President Obama's 2008 victory came with a hidden cost that weighs more heavily upon his presidency each day. The platitude-ridden and light-on-specifics campaign of "Yes We Can!" left Obama without a genuine mandate for his ambitious left-wing agenda. The result is now making itself felt as independent voters turn sharply against him 18 months into his presidency. Only 38 percent of them now approve of his performance, according to the latest Gallup poll.
Having watched Obama ram through various pieces of unpopular legislation -- most notably his health care bill -- and having seen the effects of his ineffectual but expensive stimulus package, American voters are showing signs they feel tricked.
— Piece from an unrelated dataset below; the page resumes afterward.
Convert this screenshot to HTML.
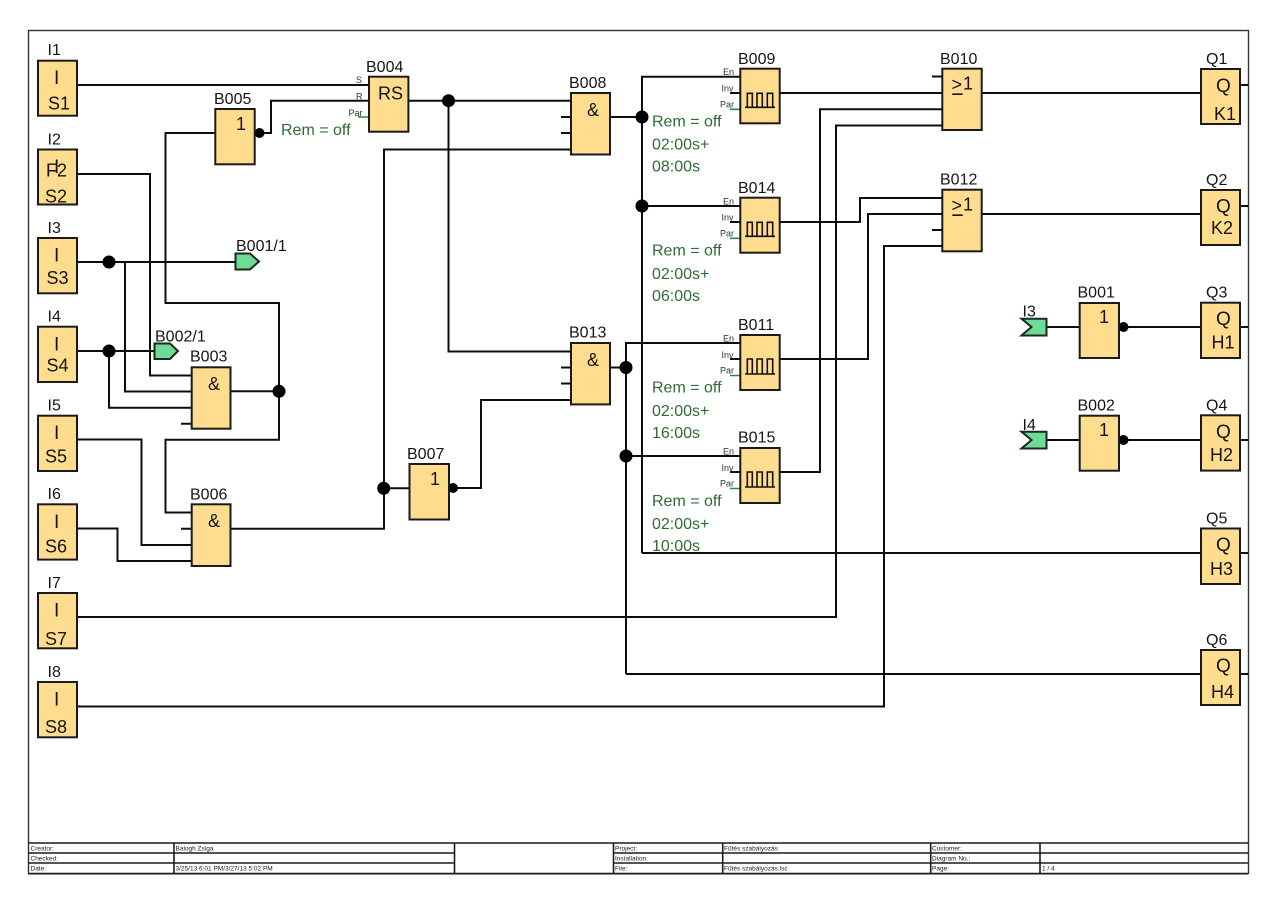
<!DOCTYPE html>
<html><head><meta charset="utf-8"><title>Diagram</title>
<style>
html,body{margin:0;padding:0;background:#fff}
svg{display:block}
text{font-family:"Liberation Sans",sans-serif;fill:#151515}
.l{font-size:16px}
.b{font-size:18px}
.n{font-size:19px}
.s{font-size:9px;fill:#333}
.r{font-size:16px;fill:#2f6b35}
.t{font-size:6.5px;fill:#222}
.w{fill:none;stroke:#0d0d0d;stroke-width:2}
.g{fill:none;stroke:#2f8a3a;stroke-width:1.6}
.box{fill:#ffdc8e;stroke:#1a1a1a;stroke-width:2}
.f{fill:#6fdb96;stroke:#1a2a1a;stroke-width:2}
.p{fill:none;stroke:#111;stroke-width:1.6}
</style></head><body>
<svg xmlns="http://www.w3.org/2000/svg" width="1280" height="906" viewBox="0 0 1280 906">
<rect width="1280" height="906" fill="#fff"/>
<rect x="28.5" y="30.5" width="1220" height="843" fill="none" stroke="#333" stroke-width="1.4"/>

<!-- wires -->
<path class="w" d="M77 85H369M254 133H271V100.7H369M215 133H165.5V303H279V439.7H165.5V512.5H192M230 391.3H279"/>
<path class="w" d="M77 174H150V375.5H192M77 262H235M125 262V391.5H192M77 351H154M109 351V407.7H192M181 423.7H192"/>
<path class="w" d="M77 439.5H141.5V545H192M77 528.5H117.5V561H192M181 528.7H192M230 528.7H384V149.5H571M384 488.3H410"/>
<path class="w" d="M449 488H481V400H571M408 100.7H571M448.5 100.7V351.5H571M561 117H571M561 133H571M610 117H642M642 553V76.7H740M642 206H740M642 553H1201"/>
<path class="w" d="M561 367.5H571M561 383.5H571M610 367.5H626M626 674V343H740M626 456H740M626 674H1201"/>
<path class="w" d="M780 93H942M932 76.5H942M780 472H820V109.3H942M77 617H836V125.5H942M981 93H1201M780 222H860V198H942M780 359H868V214H942M932 230H942M77 706.5H884V246H942M981 214H1201"/>
<path class="w" d="M1047 327H1080M1119 327H1201M1047 440H1080M1119 440H1201"/>
<path class="w" d="M1240 85H1248M1240 206H1248M1240 327H1248M1240 440H1248M1240 553H1248M1240 674H1248"/>
<path class="w" d="M730 93H740M730 222H740M730 359H740M730 472H740"/>
<path class="g" d="M358 117H369M730 109.3H740M730 238.3H740M730 375.5H740M730 488.5H740"/>

<!-- junctions -->
<g fill="#000">
<circle cx="109" cy="262" r="6.5"/><circle cx="109" cy="351" r="6.5"/><circle cx="279" cy="391.3" r="6.5"/>
<circle cx="383.7" cy="488.3" r="6.5"/><circle cx="448.5" cy="100.7" r="6.5"/><circle cx="642" cy="117" r="6.5"/>
<circle cx="642" cy="206" r="6.5"/><circle cx="626" cy="367.5" r="6.5"/><circle cx="626" cy="456" r="6.5"/>
<circle cx="259.5" cy="133" r="5"/><circle cx="453" cy="488" r="5"/><circle cx="1123.5" cy="327" r="5"/><circle cx="1123.5" cy="440" r="5"/>
</g>

<!-- input blocks -->
<rect class="box" x="38" y="60.7" width="39" height="55"/>
<rect class="box" x="38" y="149.5" width="39" height="55"/>
<rect class="box" x="38" y="238" width="39" height="55.3"/>
<rect class="box" x="38" y="326.7" width="39" height="55.3"/>
<rect class="box" x="38" y="415.7" width="39" height="55.3"/>
<rect class="box" x="38" y="504.3" width="39" height="55.3"/>
<rect class="box" x="38" y="593" width="39" height="55.3"/>
<rect class="box" x="38" y="682" width="39" height="55.3"/>

<text class="l" x="47.5" y="55">I1</text><text class="n" x="54" y="84">I</text><text class="b" x="48" y="109.3">S1</text>
<text class="l" x="47.5" y="144.3">I2</text><text class="n" x="54" y="173">I</text><text class="b" x="46" y="176.7">F2</text><text class="b" x="45" y="202.7">S2</text>
<text class="l" x="47.5" y="233">I3</text><text class="n" x="54" y="261.5">I</text><text class="b" x="46.5" y="284">S3</text>
<text class="l" x="47.5" y="321.5">I4</text><text class="n" x="54" y="350.5">I</text><text class="b" x="46.5" y="371.7">S4</text>
<text class="l" x="47.5" y="410.5">I5</text><text class="n" x="54" y="439">I</text><text class="b" x="45" y="462.3">S5</text>
<text class="l" x="47.5" y="499">I6</text><text class="n" x="54" y="528">I</text><text class="b" x="45" y="552.3">S6</text>
<text class="l" x="47.5" y="588">I7</text><text class="n" x="54" y="616.5">I</text><text class="b" x="45" y="645">S7</text>
<text class="l" x="47.5" y="677">I8</text><text class="n" x="54" y="705.5">I</text><text class="b" x="45" y="733">S8</text>

<!-- logic blocks -->
<rect class="box" x="215.3" y="109" width="39.4" height="55.3"/>
<rect class="box" x="369" y="76.7" width="39.4" height="55"/>
<rect class="box" x="191.7" y="367.3" width="38.8" height="61.4"/>
<rect class="box" x="191.7" y="504.3" width="38.8" height="61.7"/>
<rect class="box" x="409.5" y="464" width="39.5" height="55.5"/>
<rect class="box" x="571" y="93" width="39" height="61.5"/>
<rect class="box" x="571" y="343" width="39" height="61.4"/>
<rect class="box" x="740.3" y="68.7" width="39.4" height="54.6"/>
<rect class="box" x="740.3" y="197.7" width="39.4" height="55"/>
<rect class="box" x="740.3" y="335" width="39.4" height="55"/>
<rect class="box" x="740.3" y="448" width="39.4" height="55"/>
<rect class="box" x="942.3" y="68.7" width="39.4" height="61.3"/>
<rect class="box" x="942.3" y="189.7" width="39.4" height="61.6"/>
<rect class="box" x="1079.7" y="303" width="39.3" height="55"/>
<rect class="box" x="1079.7" y="415.7" width="39.3" height="55"/>

<rect class="box" x="1201" y="69" width="39" height="55"/>
<rect class="box" x="1201" y="190" width="39" height="55"/>
<rect class="box" x="1201" y="302.7" width="39" height="55.3"/>
<rect class="box" x="1201" y="415.3" width="39" height="55.3"/>
<rect class="box" x="1201" y="528.5" width="39" height="55.5"/>
<rect class="box" x="1201" y="650" width="39" height="55"/>

<!-- pulse symbols -->
<path class="p" d="M745 107.3H747.3V93.3H752.3V107.3H757V93.3H762.3V107.3H767.3V93.3H772.7V107.3H775M747.3 107.3H775"/>
<path class="p" d="M745 236.3H747.3V222.3H752.3V236.3H757V222.3H762.3V236.3H767.3V222.3H772.7V236.3H775M747.3 236.3H775"/>
<path class="p" d="M745 374H747.3V359H752.3V374H757V359H762.3V374H767.3V359H772.7V374H775M747.3 374H775"/>
<path class="p" d="M745 487H747.3V472H752.3V487H757V472H762.3V487H767.3V472H772.7V487H775M747.3 487H775"/>

<!-- flags -->
<polygon class="f" points="235.5,253.5 250,253.5 259,261.5 250,269.5 235.5,269.5"/>
<polygon class="f" points="154.5,343.5 170,343.5 178,351 170,359 154.5,359"/>
<polygon class="f" points="1021.5,318.7 1046.5,318.7 1046.5,335.5 1021.5,335.5 1031.5,327"/>
<polygon class="f" points="1021.5,431.7 1046.5,431.7 1046.5,448.5 1021.5,448.5 1031.5,440"/>

<!-- labels -->
<text class="l" x="236" y="251">B001/1</text>
<text class="l" x="155" y="341.7">B002/1</text>
<text class="l" x="1022.5" y="316.7">I3</text>
<text class="l" x="1022.5" y="430">I4</text>
<text class="l" x="214" y="104">B005</text>
<text class="l" x="366" y="72">B004</text>
<text class="l" x="190" y="361.7">B003</text>
<text class="l" x="190" y="499.3">B006</text>
<text class="l" x="407" y="459">B007</text>
<text class="l" x="569" y="88">B008</text>
<text class="l" x="569" y="337.7">B013</text>
<text class="l" x="738" y="64">B009</text>
<text class="l" x="738" y="193">B014</text>
<text class="l" x="738" y="330">B011</text>
<text class="l" x="738" y="442.7">B015</text>
<text class="l" x="940" y="64">B010</text>
<text class="l" x="940" y="184.3">B012</text>
<text class="l" x="1077.5" y="297.7">B001</text>
<text class="l" x="1077.5" y="410.5">B002</text>
<text class="l" x="1206" y="64">Q1</text>
<text class="l" x="1206" y="185">Q2</text>
<text class="l" x="1206" y="297.7">Q3</text>
<text class="l" x="1206" y="410.5">Q4</text>
<text class="l" x="1206" y="523.5">Q5</text>
<text class="l" x="1206" y="645">Q6</text>

<!-- block symbols -->
<text class="b" x="236" y="130">1</text>
<text class="b" x="378" y="99.3">RS</text>
<text class="b" x="208" y="390">&amp;</text>
<text class="b" x="208" y="527">&amp;</text>
<text class="b" x="430" y="485">1</text>
<text class="b" x="587" y="116">&amp;</text>
<text class="b" x="587" y="366">&amp;</text>
<text class="b" x="951.5" y="90.7">&gt;</text><text class="b" x="963" y="89.3">1</text><path class="p" d="M952.3 94.2H962.7"/>
<text class="b" x="951.5" y="211.7">&gt;</text><text class="b" x="963" y="210.3">1</text><path class="p" d="M952.3 215.2H962.7"/>
<text class="b" x="1099" y="323">1</text>
<text class="b" x="1099" y="436">1</text>
<text class="n" x="1216" y="92">Q</text><text class="b" x="1214" y="120">K1</text>
<text class="n" x="1216" y="212.5">Q</text><text class="b" x="1211" y="234">K2</text>
<text class="n" x="1216" y="325">Q</text><text class="b" x="1211.5" y="348.3">H1</text>
<text class="n" x="1216" y="438">Q</text><text class="b" x="1210" y="461">H2</text>
<text class="n" x="1216" y="551">Q</text><text class="b" x="1210" y="575">H3</text>
<text class="n" x="1216" y="672">Q</text><text class="b" x="1211" y="698">H4</text>

<!-- small pin labels -->
<text class="s" x="356" y="83">S</text><text class="s" x="356" y="99.3">R</text><text class="s" x="348.5" y="116">Par</text>
<text class="s" x="723" y="75">En</text><text class="s" x="721.5" y="91.7">Inv</text><text class="s" x="720" y="107.3">Par</text>
<text class="s" x="723" y="204.3">En</text><text class="s" x="721.5" y="220.7">Inv</text><text class="s" x="720" y="236.3">Par</text>
<text class="s" x="723" y="341.5">En</text><text class="s" x="721.5" y="358">Inv</text><text class="s" x="720" y="373.5">Par</text>
<text class="s" x="723" y="454.5">En</text><text class="s" x="721.5" y="471">Inv</text><text class="s" x="720" y="486.5">Par</text>

<!-- remarks -->
<text class="r" x="281" y="135">Rem = off</text>
<text class="r" x="652" y="126.7">Rem = off</text><text class="r" x="652" y="149.3">02:00s+</text><text class="r" x="652" y="171.3">08:00s</text>
<text class="r" x="652" y="255.5">Rem = off</text><text class="r" x="652" y="279">02:00s+</text><text class="r" x="652" y="301">06:00s</text>
<text class="r" x="652" y="392.7">Rem = off</text><text class="r" x="652" y="416">02:00s+</text><text class="r" x="652" y="438">16:00s</text>
<text class="r" x="652" y="506">Rem = off</text><text class="r" x="652" y="529">02:00s+</text><text class="r" x="652" y="551">10:00s</text>

<!-- title block -->
<path fill="none" stroke="#1c1c1c" stroke-width="1.6" d="M28 843H1248M28 873.7H1248M28 853H454.5M613.5 853H1248M28 863H454.5M613.5 863H1248M174 843V874M454.5 843V874M613.5 843V874M722.7 843V874M930.7 843V874M1040 843V874"/>
<text class="t" x="30.5" y="850.5">Creator:</text><text class="t" x="175.5" y="850.5">Balogh Zsiga</text>
<text class="t" x="30.5" y="860.5">Checked:</text>
<text class="t" x="30.5" y="870.5">Date:</text><text class="t" x="175.5" y="870.5">3/25/13 6:01 PM/3/27/13 5:02 PM</text>
<text class="t" x="615" y="850.5">Project:</text><text class="t" x="724" y="850.5">Fűtés szabályozás</text>
<text class="t" x="615" y="860.5">Installation:</text>
<text class="t" x="615" y="870.5">File:</text><text class="t" x="724" y="870.5">Fűtés szabályozás.lsc</text>
<text class="t" x="932" y="850.5">Customer:</text>
<text class="t" x="932" y="860.5">Diagram No.:</text>
<text class="t" x="932" y="870.5">Page:</text><text class="t" x="1042" y="870.5">1 / 4</text>
</svg>
</body></html>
The same electorate that chose Obama two years ago in a sound majority vote is now rejecting each of his agenda items in survey after survey and threatening to return Republicans to the majority in at least one house of Congress.
The political tide has turned so rapidly and so strongly against Obama and the Democratic Party that Republicans cannot believe their good fortune. And it is here that they risk repeating Obama's failure. If Republicans want, they can run -- and perhaps win -- with a campaign whose main message is that the other guys have failed. But with this approach, the GOP risks being saddled with the Herculean task of governing a debt-ridden America without public support for their reforms.
This is where the Road Map -- a fiscal plan produced by the wonkish Rep. Paul Ryan, R-Wis. -- comes into play. As the long-term liabilities of Social Security and Medicare threaten to drown the federal government and runaway discretionary spending makes a bad situation worse, Ryan's Road Map provides a realistic, conservative approach to remedying the government's fiscal maladies. As Fred Barnes wrote in these pages Monday, the Road Map simplifies the tax code and lowers tax rates. It also puts the two major unsustainable entitlement programs on the path toward personalization -- a politically risky but fiscally sound idea. The only alternative the Democrats have offered so far is much higher taxes that would threaten future economic growth.
Republicans should embrace Ryan's plan ahead of this fall's elections. There is great political risk in any change to Social Security and Medicare, but the alternative -- trying to be all things to all men and taking power without a mandate -- is far more risky.